Hong Kong is also a magnet for natural resource companies that want to forge closer links with resource-hungry China. For example, Swiss commodities trader Glencore International raised $20bn through a dual listing in Hong Kong and London in May.

There are also stirrings in the frontier markets of Mongolia, Indonesia and Vietnam which are looking towards Hong Kong as a way to raise their profile in China. Tse says: “Although BRIC will continue to dominate GDRs, we are seeing interest from state-owned enterprises for example in Mongolia. The firm recently organised the first Capital Raising Options for Mongolian Companies workshop where participants worked with the government to educate companies on how they can raise funds through a listing in Hong Kong. Vietnam has also seen a small number of GDRs below the $50m mark and I expect to see larger deals in the next two to three years.”

Aside from new countries entering the local DR game, different structures are also expected to appear. In June this year, Barclays Bank’s listed nine of its iPath exchange-traded notes (ETNs) on the Tokyo Stock Exchange via a Japanese DR.  It was noteworthy for being the first ever ETN listing in Japan as well as the first listing of non-Japanese securities in a format of a JDR.

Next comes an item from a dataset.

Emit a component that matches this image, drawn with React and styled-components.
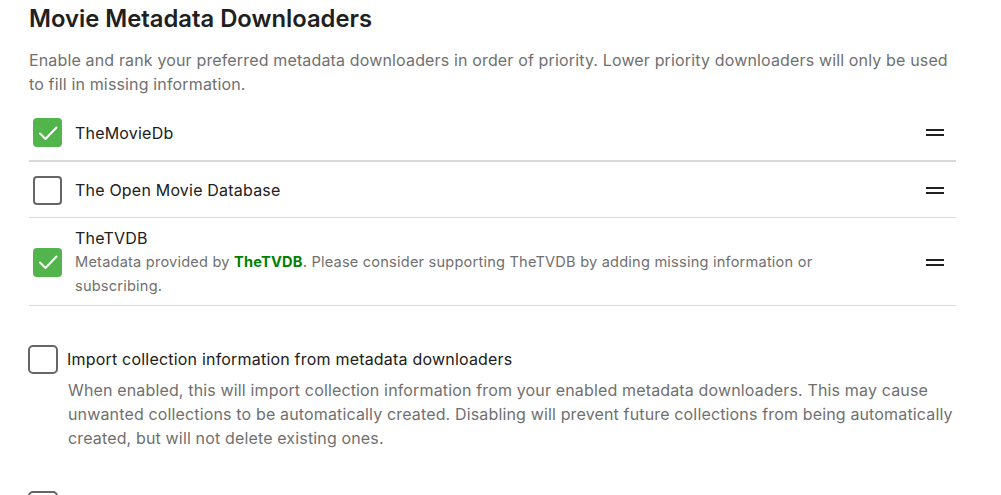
import React from "react";
import styled, { createGlobalStyle } from "styled-components";

const Global = createGlobalStyle`
  html, body { margin: 0; padding: 0; background: #fff; }
  body { font-family: Inter, "Noto Sans", sans-serif; color: #202020; }
  * { box-sizing: border-box; }
`;

const Page = styled.div`
  padding: 0 45px 0 29px;
  width: 1001px;
  height: 495px;
  overflow: hidden;
`;

const Heading = styled.h2`
  margin: 0;
  padding-top: 4px;
  font-size: 23.8px;
  line-height: 29px;
  font-weight: 600;
  color: #202020;
`;

const Intro = styled.p`
  margin: 15px 0 8px;
  font-size: 16px;
  line-height: 24px;
  letter-spacing: 0.15px;
  color: #707070;
`;

const List = styled.div`
  display: flex;
  flex-direction: column;
`;

const Row = styled.div`
  display: flex;
  align-items: center;
  gap: 13px;
  min-height: ${(p) => (p.$first ? "58px" : "56px")};
  padding: 8px 12px 7px 4px;
  border-bottom: ${(p) => (p.$first ? "2px" : "1px")} solid #dadada;
`;

const Box = styled.span`
  flex: none;
  width: 29px;
  height: 29px;
  border-radius: 4px;
  display: flex;
  align-items: center;
  justify-content: center;
  background: ${(p) => (p.$checked ? "#52b54b" : "#fff")};
  border: ${(p) => (p.$checked ? "none" : "2px solid #666")};
`;

const RowBody = styled.div`
  flex: 1;
  display: flex;
  flex-direction: column;
`;

const RowTitle = styled.div`
  font-size: 16px;
  line-height: 24px;
  letter-spacing: 0.2px;
  color: #202020;
`;

const RowSub = styled.div`
  font-size: 14.6px;
  line-height: 24px;
  letter-spacing: 0.2px;
  color: #707070;
  padding-right: 90px;
`;

const Link = styled.a`
  color: #008000;
  font-weight: 700;
  text-decoration: none;
`;

const Handle = styled.span`
  flex: none;
  width: 18px;
  height: 7px;
  border-top: 2px solid #202020;
  border-bottom: 2px solid #202020;
`;

const Option = styled.div`
  margin-top: ${(p) => p.$top || "40px"};
  display: grid;
  grid-template-columns: 30px 1fr;
  column-gap: 9px;
  margin-left: -1px;
`;

const OptionBox = styled.span`
  width: 30px;
  height: 29px;
  border: 2px solid #666;
  border-radius: 5px;
  background: #fff;
`;

const OptionLabel = styled.div`
  font-size: 16px;
  line-height: 29px;
  letter-spacing: 0.2px;
  color: #202020;
`;

const OptionDesc = styled.div`
  grid-column: 2;
  margin-top: 4px;
  padding-left: 1px;
  font-size: 16px;
  line-height: 24px;
  letter-spacing: 0.15px;
  color: #707070;
`;

const Check = () => (
  <svg width="20" height="16" viewBox="0 0 20 16" fill="none">
    <path d="M2 8.5 L7.5 14 L18.5 2.5" stroke="#fff" strokeWidth="2" strokeLinecap="round" strokeLinejoin="round" />
  </svg>
);

const downloaders = [
  { name: "TheMovieDb", checked: true },
  { name: "The Open Movie Database", checked: false },
  { name: "TheTVDB", checked: true, tvdb: true },
];

export default function App() {
  return (
    <>
      <Global />
      <Page>
        <Heading>Movie Metadata Downloaders</Heading>
        <Intro>
          Enable and rank your preferred metadata downloaders in order of priority. Lower priority downloaders will only be used to fill in missing information.
        </Intro>
        <List>
          {downloaders.map((d, i) => (
            <Row key={d.name} $first={i === 0}>
              <Box $checked={d.checked}>{d.checked && <Check />}</Box>
              <RowBody>
                <RowTitle>{d.name}</RowTitle>
                {d.tvdb && (
                  <RowSub>
                    Metadata provided by <Link href="#">TheTVDB</Link>. Please consider supporting TheTVDB by adding missing information or subscribing.
                  </RowSub>
                )}
              </RowBody>
              <Handle />
            </Row>
          ))}
        </List>
        <Option $top="39px">
          <OptionBox />
          <OptionLabel>Import collection information from metadata downloaders</OptionLabel>
          <OptionDesc>
            When enabled, this will import collection information from your enabled metadata downloaders. This may cause unwanted collections to be automatically created. Disabling will prevent future collections from being automatically created, but will not delete existing ones.
          </OptionDesc>
        </Option>
        <Option $top="41px">
          <OptionBox />
          <OptionLabel>Automatically add to collection</OptionLabel>
        </Option>
      </Page>
    </>
  );
}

 We see this as a very interesting development,” says Chuang. “One of the main reasons for the listing is to attract liquidity and we now are seeing more ETF and ETN providers hoping to replicate the process in Japan. As for the growing importance of the renminbi (RMB) market, DR players do not see it as a threat but as a complement to equity issuance.

“RMB issuance is a growing sector in some bond markets and we would expect this to continue once markets stabilise “says Roath. “In time we believe that equity RMB issuance will follow. However, it depends on the financing needs and structure of the company as to whether debt or equity is preferable.”